What is bittersweet about the welcoming of this new little soul is my niece and nephew. I look at them and I see my own kids and that is when the sadness rush in and I struggle to hold back tears. Beckham is almost the exact age (within a couple months) of what Reese was when Chase was born. That is so hard to believe because we see my nephew Beckham, and Owen, as the babies and they seem so little compared to what I "remember" Reese being five years ago. Reese just seemed older and it's one of those thoughts that I really try to push away when I think of losing Chase. That Reese was still a baby himself and that he had to comprehend death and carry those feelings in his little heart that day and those days after. The questions he had…I remember holding him next to me during Chase's funeral and Reese listening so intent to the preacher and then looking up at me and asking me if it was Chase on Jesus' lap in the picture and if he was in Heaven now. He was too little to have to bear that and go through all of it. It wasn't fair. And when I see Beckham's eagerness to see his new baby give him his present and hold him, I see Reese and what should have been happening when Chase was born. And my niece Gracie is just a year younger than Karly was when Chase was born and it seemed like Karly was so much older.
I don't know why our minds trick us this way, maybe to protect us. I want to believe that they were "grown up" and old enough to handle what was dealt to us--because they did and the were all amazing through it all and they still are. But the truth was they were just babies themselves. They never should have had to travel the paths they did. Children should not know that kind of pain and tragedy. It breaks my heart today just the same as it did five years ago. I failed them because as the parent I am supposed to protect them. And not only did I not protect Chase that day, I watched them get hurt, too. It devastates me. I am so sorry. As parents, we make mistakes and I think we realize we're not perfect. But this was something that was never supposed to happen and I couldn't fix it. And I never will be able to. And I don't think they look at their new cousin thinking these things, but I can't help myself. My kids were hurt. All of them. And that's the worst feeling in the world for a parent.
April is knocking on the door and I know I'm getting emotional about that already. I can't believe how the years are flying by and I feel like Jan to the end of April are full speed downhill ride. I don't want these years to fly by. I want to enjoy them and while I'm trying to do that with Owen, it's just as important I do with the older kids. I want to remember these elementary and middle school years as fun and amazing. I love them all the same, regardless of age. I hope they know that. April is just a reminder to when our world shattered into a thousand pieces while we watched everyone and everything else go on around us as if nothing changed. But we had. We had to pick ourselves up and start over, at the same time we continued on with our lives as best we could.

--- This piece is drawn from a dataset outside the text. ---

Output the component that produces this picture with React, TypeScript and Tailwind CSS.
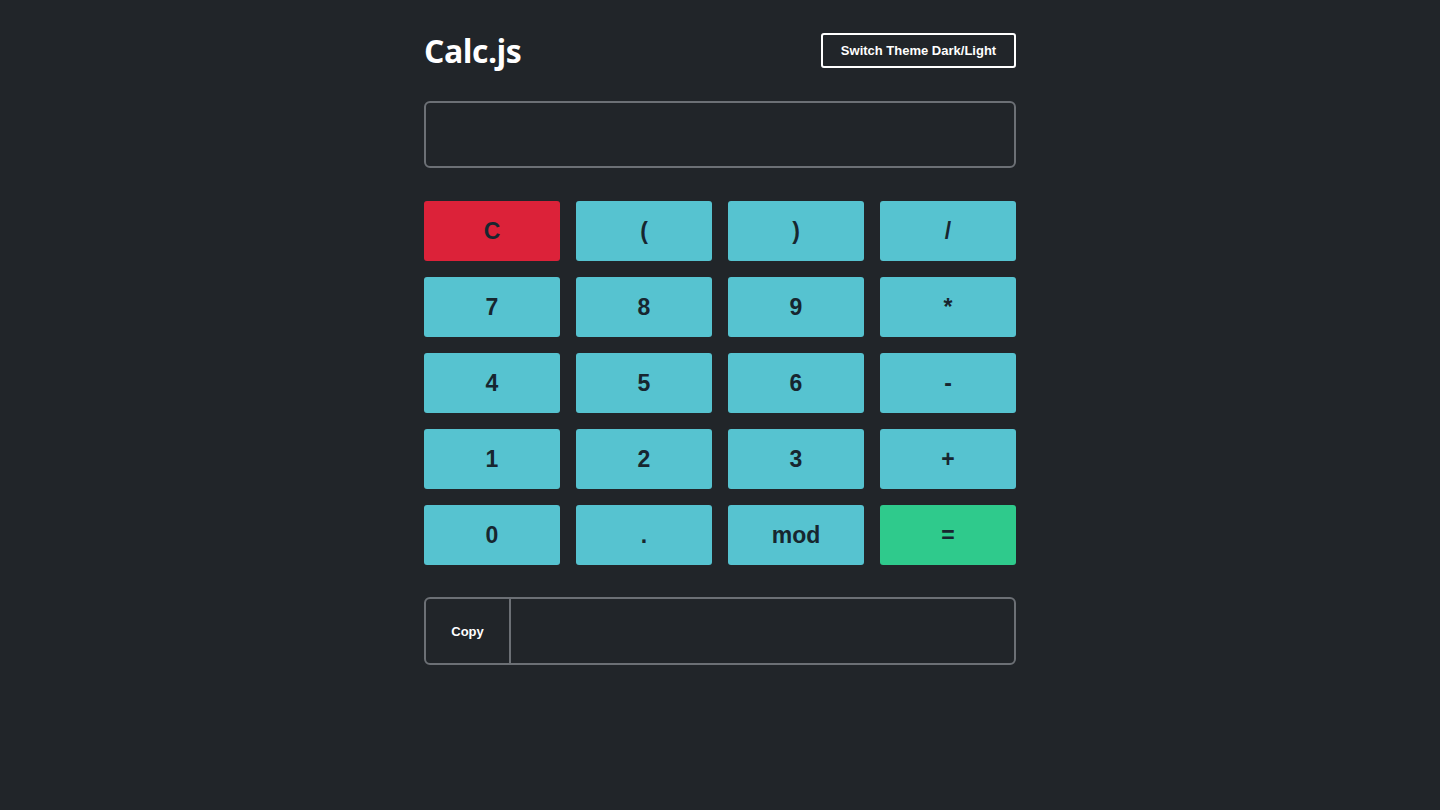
const keys: { label: string; tone: "red" | "cyan" | "green" }[] = [
  { label: "C", tone: "red" },
  { label: "(", tone: "cyan" },
  { label: ")", tone: "cyan" },
  { label: "/", tone: "cyan" },
  { label: "7", tone: "cyan" },
  { label: "8", tone: "cyan" },
  { label: "9", tone: "cyan" },
  { label: "*", tone: "cyan" },
  { label: "4", tone: "cyan" },
  { label: "5", tone: "cyan" },
  { label: "6", tone: "cyan" },
  { label: "-", tone: "cyan" },
  { label: "1", tone: "cyan" },
  { label: "2", tone: "cyan" },
  { label: "3", tone: "cyan" },
  { label: "+", tone: "cyan" },
  { label: "0", tone: "cyan" },
  { label: ".", tone: "cyan" },
  { label: "mod", tone: "cyan" },
  { label: "=", tone: "green" },
];

const toneClass = {
  red: "bg-[#dc2239]",
  cyan: "bg-[#56c3d0]",
  green: "bg-[#2fca8c]",
};

export default function App() {
  return (
    <div className="min-h-[810px] bg-[#212529] font-['Liberation_Sans',Arial,sans-serif]">
      <main className="mx-auto w-[592px] pt-[33px]">
        <header className="flex h-[35px] items-center justify-between">
          <h1 className="font-['Open_Sans',sans-serif] text-[32px] font-bold leading-none tracking-[-0.5px] text-white">
            Calc.js
          </h1>
          <button className="h-[35px] w-[195px] rounded-[3px] border-2 border-white text-[13px] font-bold text-white">
            Switch Theme Dark/Light
          </button>
        </header>

        <div className="mt-[33px] h-[67px] rounded-[6px] border-2 border-[#6c7075]" />

        <div className="mt-[33px] grid grid-cols-4 gap-4">
          {keys.map((k) => (
            <button
              key={k.label}
              className={`h-[60px] rounded-[3px] text-[23px] font-bold text-[#17262f] ${toneClass[k.tone]}`}
            >
              {k.label}
            </button>
          ))}
        </div>

        <div className="mt-8 flex h-[68px] rounded-[6px] border-2 border-[#6c7075]">
          <button className="w-[85px] border-r-2 border-[#6c7075] pt-[2px] text-[13px] font-bold text-white">
            Copy
          </button>
          <div className="flex-1" />
        </div>
      </main>
    </div>
  );
}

So I look at this new birth as a beautiful miracle….but also as a reminder that we all were kind of reborn. Not in a beautiful, everlasting, enlightening kind of way but in a you-have-to-keep-going kind of way. And we made it. We are here. But we will never forget our little boy. He is deep in our hearts and there he will stay. Missing him more today than yesterday and feeling his presence in each other and in our beautiful surroundings. I love you, little man. Until we meet again….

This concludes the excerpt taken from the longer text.